Print, word for word, the opening line of the data below and every line after it through the line that contains "const selected = 0;", but not the pictures.

## START Dataset extract

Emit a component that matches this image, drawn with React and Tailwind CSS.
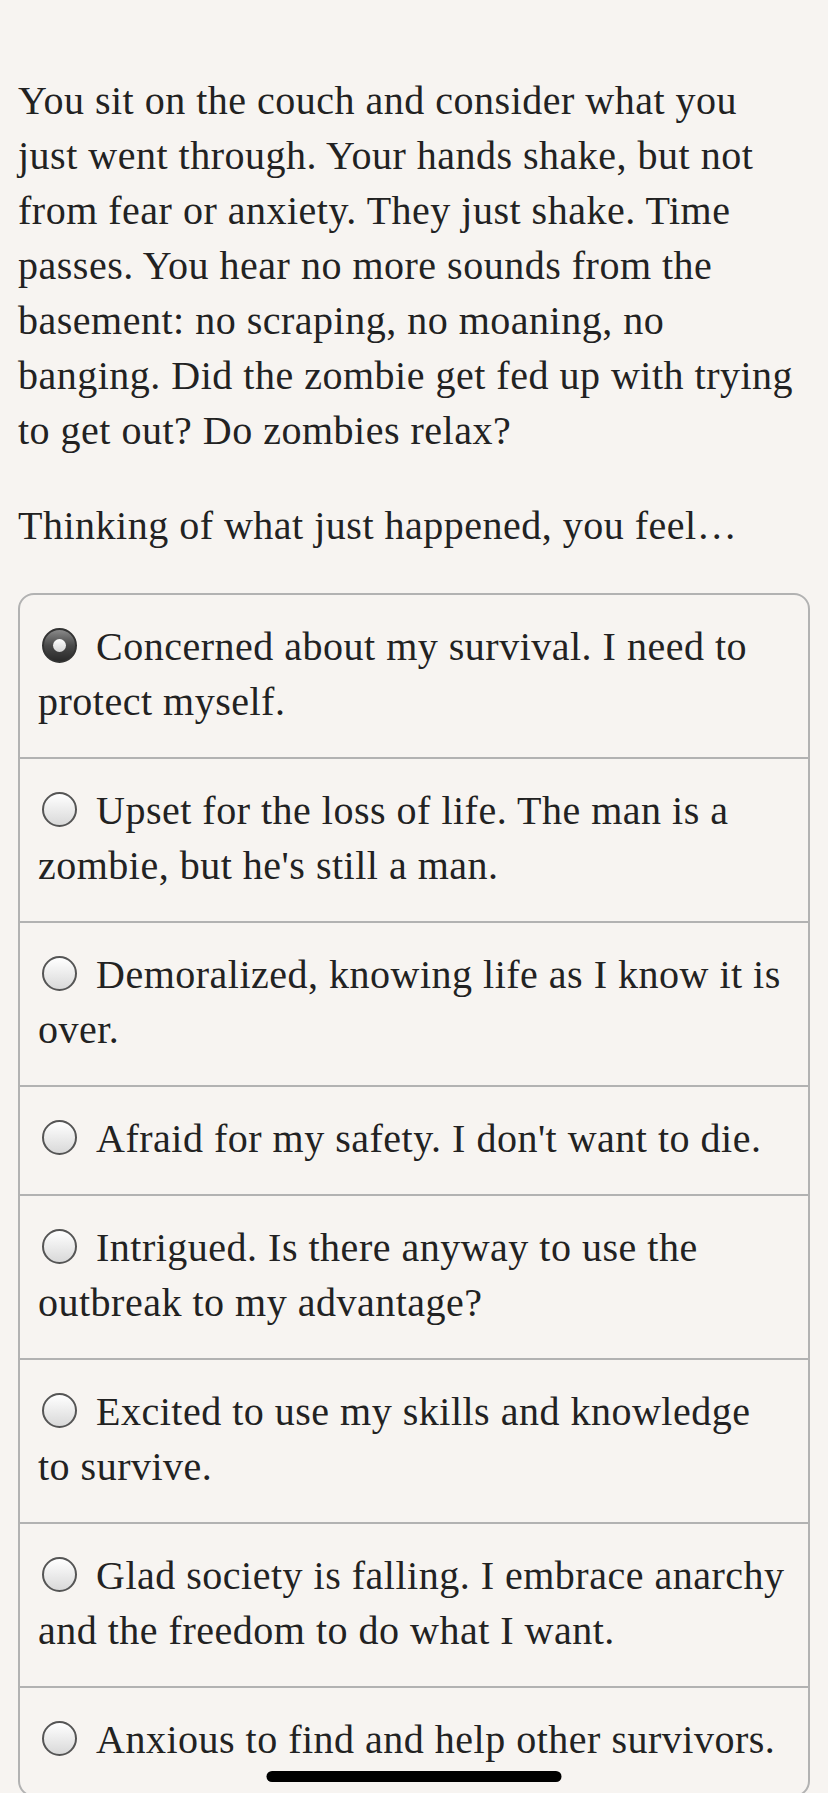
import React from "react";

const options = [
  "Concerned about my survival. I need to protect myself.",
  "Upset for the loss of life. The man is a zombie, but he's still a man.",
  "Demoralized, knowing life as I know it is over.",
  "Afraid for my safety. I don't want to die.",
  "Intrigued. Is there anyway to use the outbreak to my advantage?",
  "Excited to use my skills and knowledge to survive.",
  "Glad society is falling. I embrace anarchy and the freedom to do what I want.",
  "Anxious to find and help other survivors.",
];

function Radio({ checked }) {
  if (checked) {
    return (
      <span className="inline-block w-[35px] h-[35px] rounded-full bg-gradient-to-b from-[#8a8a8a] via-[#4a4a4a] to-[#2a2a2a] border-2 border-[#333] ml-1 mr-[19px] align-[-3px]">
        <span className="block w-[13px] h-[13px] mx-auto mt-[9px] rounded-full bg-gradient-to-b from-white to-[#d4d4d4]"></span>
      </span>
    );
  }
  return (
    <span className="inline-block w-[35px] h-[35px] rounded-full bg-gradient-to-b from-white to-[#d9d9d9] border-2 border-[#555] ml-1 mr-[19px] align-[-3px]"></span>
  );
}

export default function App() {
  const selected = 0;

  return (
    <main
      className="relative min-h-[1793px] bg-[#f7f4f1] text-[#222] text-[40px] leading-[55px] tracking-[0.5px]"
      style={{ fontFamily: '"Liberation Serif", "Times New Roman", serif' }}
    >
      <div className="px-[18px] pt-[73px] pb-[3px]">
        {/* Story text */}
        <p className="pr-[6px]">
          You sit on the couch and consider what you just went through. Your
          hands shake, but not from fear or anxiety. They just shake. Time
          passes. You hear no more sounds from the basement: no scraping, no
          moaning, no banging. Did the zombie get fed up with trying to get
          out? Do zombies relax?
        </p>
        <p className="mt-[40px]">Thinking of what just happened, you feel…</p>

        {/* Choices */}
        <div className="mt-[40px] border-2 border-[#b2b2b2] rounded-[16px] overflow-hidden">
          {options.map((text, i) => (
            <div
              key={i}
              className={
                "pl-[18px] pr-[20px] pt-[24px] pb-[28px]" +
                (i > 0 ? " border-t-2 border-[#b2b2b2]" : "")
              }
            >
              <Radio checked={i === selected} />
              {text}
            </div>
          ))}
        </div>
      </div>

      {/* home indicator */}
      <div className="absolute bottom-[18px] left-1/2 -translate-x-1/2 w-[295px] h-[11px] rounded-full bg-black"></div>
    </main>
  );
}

## END Dataset extract

▶ [Complete answer]
Emit a component that matches this image, drawn with React and Tailwind CSS.
import React from "react";

const options = [
  "Concerned about my survival. I need to protect myself.",
  "Upset for the loss of life. The man is a zombie, but he's still a man.",
  "Demoralized, knowing life as I know it is over.",
  "Afraid for my safety. I don't want to die.",
  "Intrigued. Is there anyway to use the outbreak to my advantage?",
  "Excited to use my skills and knowledge to survive.",
  "Glad society is falling. I embrace anarchy and the freedom to do what I want.",
  "Anxious to find and help other survivors.",
];

function Radio({ checked }) {
  if (checked) {
    return (
      <span className="inline-block w-[35px] h-[35px] rounded-full bg-gradient-to-b from-[#8a8a8a] via-[#4a4a4a] to-[#2a2a2a] border-2 border-[#333] ml-1 mr-[19px] align-[-3px]">
        <span className="block w-[13px] h-[13px] mx-auto mt-[9px] rounded-full bg-gradient-to-b from-white to-[#d4d4d4]"></span>
      </span>
    );
  }
  return (
    <span className="inline-block w-[35px] h-[35px] rounded-full bg-gradient-to-b from-white to-[#d9d9d9] border-2 border-[#555] ml-1 mr-[19px] align-[-3px]"></span>
  );
}

export default function App() {
  const selected = 0;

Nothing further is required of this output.